RANCHI: Flames and smokes of fire leaping from the earth’s vents or fissures is something that would amaze everyone, but not the residents around India’s primary coal fields that lie in the twin states of Jharkhand and West Bengal.

The latest satellite images show a haze over Jharia and Dhanbad due to mine fires. This is dangerous. By integrating a geological and satellite-derived coal fire map of the Raniganj coal field, it was observed that coal fires detected by remote sensing are spatially associated with intra-formational faults in the dug up crust.

According to the night time thermal data of ASTER (Advance Spaceborne Thermal Emission and Reflection Radiometer), the coal fire map shows that the situation now has turned extremely dangerous needing immediate corrections in the coal seams. But how to do it?


These faults may have played a significant role in supplying oxygen to these coal fires, and allowing them to propagate down depths along the trends of the faultlines.

Mining activities started in this coal belt nearly 175 years back, and people in Jharia first saw coal flames bursting out of the earth’s crust in 1916. These days, as many as 82 coal mine fires in Dhanbad, Jharia and Raniganj are a common sight.

The entire Dhanbad district of Jharkhand and Bardhaman district of West Bengal are practically held at ransom, not only due to the total atmospheric imbalance the coal fires have caused, but also due to 95% pollution of the River Damodar and other water resources, and growing health problems among residents caused by inhalation of carbon monoxide at toxic intensity.


This is because coal is formed from organic matter (plants and animals) with a high carbon content. On being exposed to high temperature, moisture and oxygen, it naturally tends to ignite, and due to methane gas deposits it burns spontaneously and for long at rather low temperatures.

These fires occur through the process of combustion. Coal absorbs oxygen at all temperatures with a slight rise in its temperature. If ventilation is not adequate to take away the heat so formed, more oxygen will be absorbed, and the temperature will rise further. This process continues till it catches fire.

Once a coal seam catches fire, it is almost impossible to stop it. The fire starts to spread to all other coal seams that lie nearby under the earth. Such coal fires continue to burn for tens to hundreds of years, depending primarily on the availability of coal and oxygen.

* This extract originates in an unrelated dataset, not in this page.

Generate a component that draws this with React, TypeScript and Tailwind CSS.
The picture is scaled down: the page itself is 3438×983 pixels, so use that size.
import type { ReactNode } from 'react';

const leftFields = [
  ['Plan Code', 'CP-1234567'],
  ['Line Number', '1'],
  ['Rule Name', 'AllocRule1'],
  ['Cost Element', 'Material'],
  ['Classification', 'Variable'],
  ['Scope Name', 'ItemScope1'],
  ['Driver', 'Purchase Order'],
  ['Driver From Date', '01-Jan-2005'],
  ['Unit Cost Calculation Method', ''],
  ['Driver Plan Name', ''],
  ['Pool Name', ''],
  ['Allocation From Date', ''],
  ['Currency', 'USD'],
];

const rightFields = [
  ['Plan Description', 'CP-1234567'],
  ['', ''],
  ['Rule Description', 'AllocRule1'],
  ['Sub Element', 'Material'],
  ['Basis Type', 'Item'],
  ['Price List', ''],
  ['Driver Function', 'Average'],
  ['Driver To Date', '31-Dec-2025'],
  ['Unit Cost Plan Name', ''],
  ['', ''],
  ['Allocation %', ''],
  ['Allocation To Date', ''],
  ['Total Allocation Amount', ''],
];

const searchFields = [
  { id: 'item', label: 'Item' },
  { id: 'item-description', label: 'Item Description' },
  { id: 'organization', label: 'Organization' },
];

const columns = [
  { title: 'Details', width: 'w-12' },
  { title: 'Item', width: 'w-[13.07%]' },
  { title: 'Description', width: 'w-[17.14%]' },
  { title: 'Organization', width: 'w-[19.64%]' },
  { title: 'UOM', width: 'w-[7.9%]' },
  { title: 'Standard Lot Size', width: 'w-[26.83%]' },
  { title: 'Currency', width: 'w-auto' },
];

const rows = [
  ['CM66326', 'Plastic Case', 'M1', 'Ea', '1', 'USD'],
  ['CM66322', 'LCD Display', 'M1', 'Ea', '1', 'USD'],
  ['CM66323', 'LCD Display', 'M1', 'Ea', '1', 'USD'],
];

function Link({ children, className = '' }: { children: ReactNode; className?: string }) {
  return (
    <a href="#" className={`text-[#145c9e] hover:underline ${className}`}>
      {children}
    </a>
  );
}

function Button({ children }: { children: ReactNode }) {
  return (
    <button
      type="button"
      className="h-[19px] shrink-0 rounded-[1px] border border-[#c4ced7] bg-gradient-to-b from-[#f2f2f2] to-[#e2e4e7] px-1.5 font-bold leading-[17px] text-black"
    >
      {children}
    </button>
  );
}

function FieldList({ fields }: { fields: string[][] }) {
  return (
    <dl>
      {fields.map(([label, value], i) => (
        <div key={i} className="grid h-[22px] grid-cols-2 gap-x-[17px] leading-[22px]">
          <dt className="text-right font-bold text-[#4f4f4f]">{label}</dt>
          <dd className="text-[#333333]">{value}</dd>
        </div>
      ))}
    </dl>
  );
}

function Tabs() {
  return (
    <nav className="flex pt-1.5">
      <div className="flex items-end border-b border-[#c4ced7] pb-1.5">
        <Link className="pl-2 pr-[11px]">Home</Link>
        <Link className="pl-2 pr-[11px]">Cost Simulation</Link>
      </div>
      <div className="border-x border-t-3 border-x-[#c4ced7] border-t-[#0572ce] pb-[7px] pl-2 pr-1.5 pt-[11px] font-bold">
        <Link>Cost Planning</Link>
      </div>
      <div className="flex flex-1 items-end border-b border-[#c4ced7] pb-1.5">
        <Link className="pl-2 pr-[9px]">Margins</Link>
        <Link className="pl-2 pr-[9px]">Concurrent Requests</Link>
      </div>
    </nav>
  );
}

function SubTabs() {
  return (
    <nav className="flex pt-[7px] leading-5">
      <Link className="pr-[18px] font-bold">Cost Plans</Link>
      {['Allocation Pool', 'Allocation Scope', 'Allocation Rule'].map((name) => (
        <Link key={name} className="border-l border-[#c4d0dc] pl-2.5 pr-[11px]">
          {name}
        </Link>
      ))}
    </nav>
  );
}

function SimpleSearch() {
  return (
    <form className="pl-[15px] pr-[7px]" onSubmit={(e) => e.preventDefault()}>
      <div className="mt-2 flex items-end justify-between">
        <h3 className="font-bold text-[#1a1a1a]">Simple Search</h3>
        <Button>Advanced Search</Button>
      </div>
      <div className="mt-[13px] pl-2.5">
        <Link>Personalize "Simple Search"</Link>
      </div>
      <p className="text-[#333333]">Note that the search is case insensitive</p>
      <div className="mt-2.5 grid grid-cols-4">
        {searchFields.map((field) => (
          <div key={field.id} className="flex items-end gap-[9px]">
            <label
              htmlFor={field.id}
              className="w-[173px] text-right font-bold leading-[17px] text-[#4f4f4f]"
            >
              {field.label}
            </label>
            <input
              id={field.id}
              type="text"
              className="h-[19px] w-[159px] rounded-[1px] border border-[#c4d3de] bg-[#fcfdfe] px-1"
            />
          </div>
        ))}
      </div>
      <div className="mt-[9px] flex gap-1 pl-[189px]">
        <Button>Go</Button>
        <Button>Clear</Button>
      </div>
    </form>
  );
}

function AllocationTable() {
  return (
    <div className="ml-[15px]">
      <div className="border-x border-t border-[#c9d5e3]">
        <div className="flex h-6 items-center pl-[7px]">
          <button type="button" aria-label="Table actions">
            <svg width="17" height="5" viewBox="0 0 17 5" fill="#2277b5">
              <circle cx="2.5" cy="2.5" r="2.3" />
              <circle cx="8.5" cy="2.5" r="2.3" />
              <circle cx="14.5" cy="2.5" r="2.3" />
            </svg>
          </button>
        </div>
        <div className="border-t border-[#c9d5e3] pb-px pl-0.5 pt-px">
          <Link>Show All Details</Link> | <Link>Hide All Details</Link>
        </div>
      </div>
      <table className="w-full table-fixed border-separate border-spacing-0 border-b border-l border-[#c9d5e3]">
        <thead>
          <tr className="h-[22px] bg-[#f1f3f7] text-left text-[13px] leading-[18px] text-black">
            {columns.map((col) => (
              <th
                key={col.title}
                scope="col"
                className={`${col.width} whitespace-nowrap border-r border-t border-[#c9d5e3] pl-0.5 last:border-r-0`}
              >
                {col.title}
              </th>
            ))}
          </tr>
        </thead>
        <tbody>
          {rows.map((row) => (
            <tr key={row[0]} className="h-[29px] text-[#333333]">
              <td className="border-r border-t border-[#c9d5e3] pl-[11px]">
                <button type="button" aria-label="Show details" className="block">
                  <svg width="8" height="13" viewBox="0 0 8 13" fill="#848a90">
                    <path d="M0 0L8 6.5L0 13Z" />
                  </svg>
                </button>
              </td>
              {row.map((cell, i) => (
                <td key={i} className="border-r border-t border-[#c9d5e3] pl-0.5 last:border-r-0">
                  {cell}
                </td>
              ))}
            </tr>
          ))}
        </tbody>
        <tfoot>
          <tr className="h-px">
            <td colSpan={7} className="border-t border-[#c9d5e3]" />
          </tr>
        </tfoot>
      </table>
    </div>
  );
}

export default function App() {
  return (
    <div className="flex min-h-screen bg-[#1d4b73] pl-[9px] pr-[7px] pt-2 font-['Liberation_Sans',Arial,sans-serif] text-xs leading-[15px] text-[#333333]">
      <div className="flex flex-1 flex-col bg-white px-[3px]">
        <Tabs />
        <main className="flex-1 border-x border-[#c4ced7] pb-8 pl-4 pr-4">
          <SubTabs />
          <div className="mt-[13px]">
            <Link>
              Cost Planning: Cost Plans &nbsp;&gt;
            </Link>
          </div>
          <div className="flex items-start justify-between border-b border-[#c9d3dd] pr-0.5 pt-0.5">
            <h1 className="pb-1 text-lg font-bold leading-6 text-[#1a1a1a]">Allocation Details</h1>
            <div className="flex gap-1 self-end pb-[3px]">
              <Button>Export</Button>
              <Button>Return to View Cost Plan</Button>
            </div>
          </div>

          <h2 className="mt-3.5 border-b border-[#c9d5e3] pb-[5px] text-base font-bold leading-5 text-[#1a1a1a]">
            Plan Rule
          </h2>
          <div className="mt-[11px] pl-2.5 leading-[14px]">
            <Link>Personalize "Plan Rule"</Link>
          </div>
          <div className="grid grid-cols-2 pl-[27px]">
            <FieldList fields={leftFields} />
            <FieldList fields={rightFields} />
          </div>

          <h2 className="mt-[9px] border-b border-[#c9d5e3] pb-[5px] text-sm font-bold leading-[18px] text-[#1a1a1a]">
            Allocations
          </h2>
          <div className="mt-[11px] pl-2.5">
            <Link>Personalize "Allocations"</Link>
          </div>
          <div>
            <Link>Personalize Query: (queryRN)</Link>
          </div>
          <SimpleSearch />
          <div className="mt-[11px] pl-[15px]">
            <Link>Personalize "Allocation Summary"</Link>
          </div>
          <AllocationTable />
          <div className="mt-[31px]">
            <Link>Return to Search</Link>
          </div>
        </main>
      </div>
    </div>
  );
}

Coal fires in Raniganj, Dhanbad and Jharia are caused by unscientific ways of mining that began decades ago. They mainly erupt in coal layers that are exposed to the surface of the earth, or areas close to it, causing schisms, fissures, cracks and vents allowing the oxygen to enter. The gush of oxygen in the layers of coal through these fissures further promotes the burning of coal seams.

Coal fires produce large quantities of greenhouse gases such as CO, CO2, CH4, SOx, and NOx, which have a direct impact on the local and global atmospheric composition. Since the preindustrial era, the concentration of CO2, a major greenhouse gas that contributes to global warming, has increased from 280 parts per million to 375 ppm.

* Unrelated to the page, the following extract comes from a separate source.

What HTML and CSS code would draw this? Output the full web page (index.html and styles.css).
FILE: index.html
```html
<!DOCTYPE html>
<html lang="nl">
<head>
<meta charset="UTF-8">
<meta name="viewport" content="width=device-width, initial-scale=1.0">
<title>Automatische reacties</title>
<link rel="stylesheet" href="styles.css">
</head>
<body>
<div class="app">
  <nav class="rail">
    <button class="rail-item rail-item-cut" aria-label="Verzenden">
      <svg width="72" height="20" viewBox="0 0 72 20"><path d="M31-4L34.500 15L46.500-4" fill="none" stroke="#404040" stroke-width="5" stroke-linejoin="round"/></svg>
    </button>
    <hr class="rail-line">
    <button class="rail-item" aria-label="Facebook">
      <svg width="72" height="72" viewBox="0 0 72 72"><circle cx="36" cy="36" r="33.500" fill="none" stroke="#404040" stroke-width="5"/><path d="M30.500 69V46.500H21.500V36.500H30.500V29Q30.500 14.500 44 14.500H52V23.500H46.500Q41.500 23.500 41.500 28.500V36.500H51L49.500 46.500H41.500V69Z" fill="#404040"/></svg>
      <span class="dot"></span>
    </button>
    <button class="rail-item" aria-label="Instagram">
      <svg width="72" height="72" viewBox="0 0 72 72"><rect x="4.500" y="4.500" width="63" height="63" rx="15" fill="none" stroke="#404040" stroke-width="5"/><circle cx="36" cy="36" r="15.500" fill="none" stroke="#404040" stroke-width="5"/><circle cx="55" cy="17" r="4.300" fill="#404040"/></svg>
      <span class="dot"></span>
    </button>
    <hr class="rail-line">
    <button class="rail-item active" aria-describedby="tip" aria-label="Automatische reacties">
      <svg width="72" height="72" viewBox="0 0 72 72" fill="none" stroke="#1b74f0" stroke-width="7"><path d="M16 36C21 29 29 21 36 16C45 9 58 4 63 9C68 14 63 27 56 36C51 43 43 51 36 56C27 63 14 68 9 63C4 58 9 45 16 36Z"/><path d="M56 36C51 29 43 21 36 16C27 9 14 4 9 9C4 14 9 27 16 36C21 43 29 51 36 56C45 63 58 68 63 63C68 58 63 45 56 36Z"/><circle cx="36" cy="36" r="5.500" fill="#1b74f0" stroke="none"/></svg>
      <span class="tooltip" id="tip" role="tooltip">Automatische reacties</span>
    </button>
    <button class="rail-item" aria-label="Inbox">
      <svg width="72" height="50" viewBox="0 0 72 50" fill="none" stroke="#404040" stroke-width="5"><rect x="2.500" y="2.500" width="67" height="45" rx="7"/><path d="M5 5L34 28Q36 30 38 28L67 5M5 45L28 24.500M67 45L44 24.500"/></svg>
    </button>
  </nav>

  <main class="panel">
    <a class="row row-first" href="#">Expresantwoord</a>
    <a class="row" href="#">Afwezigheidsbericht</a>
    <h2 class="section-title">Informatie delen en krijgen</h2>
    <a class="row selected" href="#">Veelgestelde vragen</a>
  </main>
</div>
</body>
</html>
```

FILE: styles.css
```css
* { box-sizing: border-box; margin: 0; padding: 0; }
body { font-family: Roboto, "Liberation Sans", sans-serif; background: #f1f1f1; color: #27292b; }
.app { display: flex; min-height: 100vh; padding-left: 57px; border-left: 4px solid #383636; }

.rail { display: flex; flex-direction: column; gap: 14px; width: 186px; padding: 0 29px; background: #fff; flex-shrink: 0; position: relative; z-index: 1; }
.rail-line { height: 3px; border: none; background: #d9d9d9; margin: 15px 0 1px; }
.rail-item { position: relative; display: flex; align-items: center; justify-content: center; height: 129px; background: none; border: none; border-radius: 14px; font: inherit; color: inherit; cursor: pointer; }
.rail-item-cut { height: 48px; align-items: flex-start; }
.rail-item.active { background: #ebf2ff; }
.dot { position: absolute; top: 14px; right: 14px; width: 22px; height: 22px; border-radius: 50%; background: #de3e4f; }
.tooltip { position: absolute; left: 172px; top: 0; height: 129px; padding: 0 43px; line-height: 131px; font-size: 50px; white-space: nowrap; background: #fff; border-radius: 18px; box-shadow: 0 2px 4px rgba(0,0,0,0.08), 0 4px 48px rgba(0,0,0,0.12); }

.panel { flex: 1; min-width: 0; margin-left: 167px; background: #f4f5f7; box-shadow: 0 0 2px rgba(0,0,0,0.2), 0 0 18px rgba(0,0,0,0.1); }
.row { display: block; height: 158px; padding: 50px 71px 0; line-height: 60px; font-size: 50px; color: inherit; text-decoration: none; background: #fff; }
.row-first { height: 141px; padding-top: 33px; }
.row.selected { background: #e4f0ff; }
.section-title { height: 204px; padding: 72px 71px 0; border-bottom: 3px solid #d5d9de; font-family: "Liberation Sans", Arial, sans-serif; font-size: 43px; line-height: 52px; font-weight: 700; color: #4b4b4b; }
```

Several steps were taken to stop the gush of oxygen by stopping their entry channels into the coal seams over the last 65 long years. But nothing happened. The fires could not be stopped.


Natural factors behind them could have been lightning strikes, forest fires or bush fires. The manmade causes could have been: brewing country liquor in the abandoned mines or making bonfires there.

These coal fires are threatening normal life as they cause a sudden rise in the temperature of the area, pollution of waters, land subsidence, health problems, threats to flora and fauna and total contamination of the atmospheric structure.

Smokes emitting out of coal fires are extremely toxic for human beings as they contains poisonous gases such as oxides and dioxides of carbon, nitrogen and sulphur. They usually cause respiratory troubles, chronic bronchitis, asthma and blood poisoning.

Even the crops or fish that you consume from the coal belt are poisoned by these coal fires. They make the surrounding water totally acidic.

The villages of Sanctoria, Nimcha, Toposi Raniganj, Ratibati, Samdi and Sangramgargh coal belts in Raniganj district of Bardhaman are suffering from huge atmospheric and aquatic corruptions. These can hardly be corrected now after so many decades of emission of poisons from coal fires.